Pela primeira vez em mais de 30 anos, a região central de São Paulo conhecida como Cracolândia está praticamente vazia. Ruas antes tomadas por milhares de dependentes químicos agora estão quase desertas. As imagens recentes contrastam com as registradas em agosto de 2024 pelo Ministério Público de São Paulo (MPSP), que apontavam um cenário de degradação e domínio do tráfico.
A mudança é resultado da Operação Saúde e Dignidade, deflagrada de forma integrada pelo MPSP, prefeitura e governo estadual. A ação mirou o ecossistema criminoso que, por décadas, sustentou a Cracolândia. Ferros-velhos ilegais foram fechados, lojas de celulares usados e estacionamentos irregulares foram interditados. Traficantes de drogas e até guardas civis metropolitanos foram presos por envolvimento em extorsão e corrupção.
“O dependente sempre foi visto como vítima desse processo. Muitos eram explorados em condições análogas à escravidão, sendo obrigados a furtar ou recolher sucata para sobreviver. Ao desmantelar essa cadeia criminosa, provocamos um efeito dissuasório”, explica o promotor de Justiça Fábio Bechara.
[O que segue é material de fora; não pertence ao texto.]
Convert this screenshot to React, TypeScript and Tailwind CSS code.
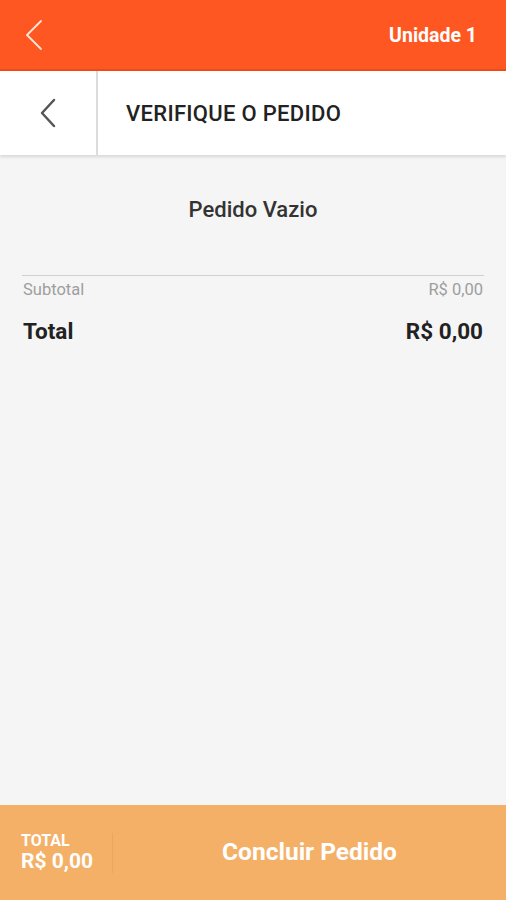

Segundo o Ministério Público, o esvaziamento do chamado “fluxo” foi observado ao longo dos últimos nove meses. A ausência de grandes aglomerações de usuários, no entanto, não significa o fim do consumo de drogas nas ruas da capital. Pequenos grupos se dispersaram por bairros vizinhos, ocupando viadutos e canteiros centrais, mas sem repetir a ocupação massiva da Cracolândia.
O prefeito de São Paulo, Ricardo Nunes (MDB), associou a dispersão ao aumento nos atendimentos de saúde e a ações na favela do Moinho, também na área central.
A experiência considerada bem-sucedida já serve de base para o desenvolvimento de uma ferramenta tecnológica pela Fundação Getulio Vargas (FGV). Pesquisadores do FGV Analytics estão utilizando dados da operação para criar um sistema de monitoramento capaz de antecipar o surgimento de novas áreas de concentração de dependentes químicos no país.
“O benefício está justamente na capacidade de antecipar e prevenir novas aglomerações. A Cracolândia é nosso caso-piloto, mas o objetivo é aplicar a ferramenta em outras regiões”, afirma João Luiz Becker, coordenador da FGV Analytics.